What are the responsibilities and job description for the Site Reliability Engineer position at capgemini?
Job Summary:
We are looking for a skilled SRE Reliability Engineer to join our Site Reliability Engineering (SRE) team. The primary focus of this role is to ensure the reliability, availability, and performance of our systems and services. You will work closely with software engineers, DevOps teams, and other SREs to build and maintain resilient systems that meet our service level objectives (SLOs).
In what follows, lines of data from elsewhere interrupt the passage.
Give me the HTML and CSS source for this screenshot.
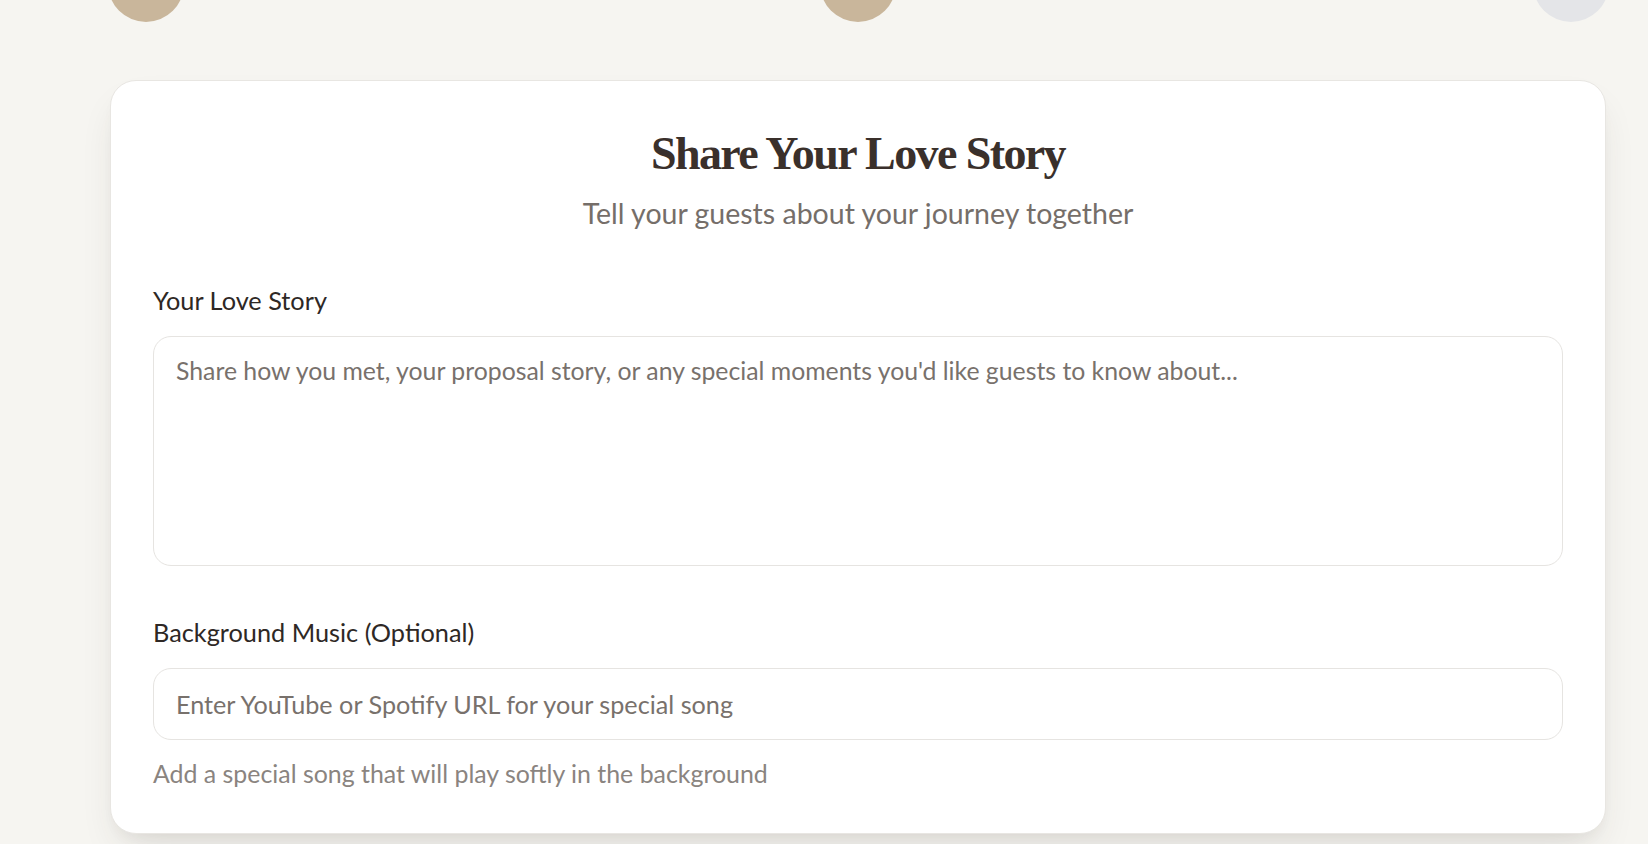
FILE: index.html
```html
<!DOCTYPE html>
<html lang="en">
<head>
<meta charset="utf-8">
<title>Share Your Love Story</title>
<link rel="stylesheet" href="styles.css">
</head>
<body>
<div class="page">
  <div class="steps">
    <span class="step step-done"></span>
    <span class="step step-done"></span>
    <span class="step"></span>
  </div>
  <section class="card">
    <header class="card-head">
      <h1 class="card-title">Share Your Love Story</h1>
      <p class="card-sub">Tell your guests about your journey together</p>
    </header>
    <div class="field">
      <label class="field-label" for="story">Your Love Story</label>
      <textarea id="story" class="field-textarea" placeholder="Share how you met, your proposal story, or any special moments you'd like guests to know about..."></textarea>
    </div>
    <div class="field field-music">
      <label class="field-label" for="music">Background Music (Optional)</label>
      <input id="music" class="field-input" type="text" placeholder="Enter YouTube or Spotify URL for your special song">
      <p class="field-hint">Add a special song that will play softly in the background</p>
    </div>
  </section>
</div>
</body>
</html>
```

FILE: styles.css
```css
* { box-sizing: border-box; }
html, body { height: 100%; }
body {
  margin: 0;
  background: #f6f5f1;
  font-family: Lato, "Open Sans", sans-serif;
  color: #2e2825;
  overflow: hidden;
}
.page {
  width: 1496px;
  margin-left: 110px;
}
.steps {
  display: flex;
  justify-content: space-between;
  margin: -54px -2.5px 0;
}
.step {
  width: 76px;
  height: 76px;
  border-radius: 50%;
  background: #e4e5e8;
}
.step-done { background: #c9b69b; }

.card {
  margin-top: 58px;
  background: #ffffff;
  border: 1px solid #e8e6e2;
  border-radius: 26px;
  padding: 48px 42px 44px;
  box-shadow: 0 20px 40px -12px rgba(60, 50, 40, 0.14), 0 8px 16px -8px rgba(60, 50, 40, 0.08);
}
.card-head {
  text-align: center;
  margin-bottom: 49px;
}
.card-title {
  margin: 0;
  font-family: "Liberation Serif", "Times New Roman", serif;
  font-weight: 700;
  font-size: 46px;
  line-height: 50px;
  letter-spacing: -1.6px;
  color: #3a302b;
}
.card-sub {
  margin: 14px 0 0;
  font-size: 28.5px;
  line-height: 40px;
  color: #756e69;
}
.field + .field { margin-top: 48px; }
.field-label {
  display: block;
  font-size: 25.3px;
  line-height: 36px;
  color: #2e2825;
  margin-bottom: 18px;
}
.field-textarea,
.field-input {
  display: block;
  width: 100%;
  font-family: Lato, "Open Sans", sans-serif;
  font-size: 25.2px;
  line-height: 36px;
  color: #2e2825;
  background: #fff;
  border: 1px solid #e6e4e1;
  border-radius: 18px;
  outline: none;
}
.field-textarea {
  height: 230px;
  padding: 16px 22px;
  font-size: 24.8px;
  resize: none;
}
.field-input {
  height: 72px;
  padding: 0 22px;
}
.field-textarea::placeholder,
.field-input::placeholder {
  color: #78716c;
  opacity: 1;
}
.field-hint {
  margin: 18px 0 0;
  font-size: 24.9px;
  line-height: 31px;
  color: #8a8480;
}
```
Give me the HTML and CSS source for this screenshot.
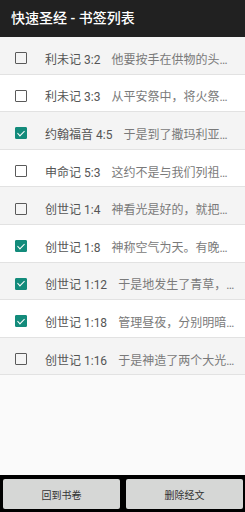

Your expertise will help us identify potential reliability risks, automate processes, and improve our incident response capabilities.
Key Responsibilities:
Reliability Engineering:
- Design and implement strategies to improve the reliability and availability of our services.
- Develop and maintain service level objectives (SLOs), service level indicators (SLIs), and service level agreements (SLAs) to measure and ensure system reliability.
- Identify and mitigate potential risks to system reliability through proactive measures, including redundancy, fault tolerance, and capacity planning.
Monitoring and Alerting:
- Set up and fine-tune monitoring and alerting systems to detect anomalies and issues in real-time.
- Implement service level objectives (SLOs), service level indicators (SLIs), and service level agreements (SLAs) to measure system reliability and performance.
Performance and Reliability Analysis:
- Analyze system performance data to identify bottlenecks, trends, and potential issues.
- Work with development and operations teams to optimize application performance and improve system reliability.
Automation and Tooling:
- Automate the collection and processing of observability data to reduce manual effort and improve accuracy.
- Develop custom tools and scripts to extend observability capabilities as needed.
Collaboration:
- Work closely with development teams to integrate observability best practices into the software development lifecycle.
- Collaborate with security teams to ensure observability tools and practices align with security and compliance requirements.
Qualifications:
Experience:
- 5 years of experience in Site Reliability Engineering, DevOps, or a related role with a focus on system reliability and performance.
- Strong background in monitoring, alerting, and incident management tools and practices.
- Experience with cloud platforms (AWS, Azure, GCP) and container orchestration tools (e.g., Kubernetes, Docker).
Skills:
- Proficiency in scripting and automation languages (e.g., Python, Bash, Go).
- Strong understanding of networking, system performance, and reliability principles.
- Knowledge of service level management, including SLOs, SLIs, and SLAs.
- Familiarity with containerization and orchestration tools (e.g., Docker, Kubernetes).
Soft Skills:
- Excellent problem-solving and analytical skills, with a proactive approach to identifying and addressing system vulnerabilities.
- Strong communication skills, with the ability to work effectively with cross-functional teams.
- A commitment to continuous learning and staying current with the latest industry trends and technologies.
Mandatory skill sets needed:
- GutHub Actions
- AWS Cloud Formation
- AWS Code Pipeline
- In Depth understanding of Secure Coding practices operationalization.?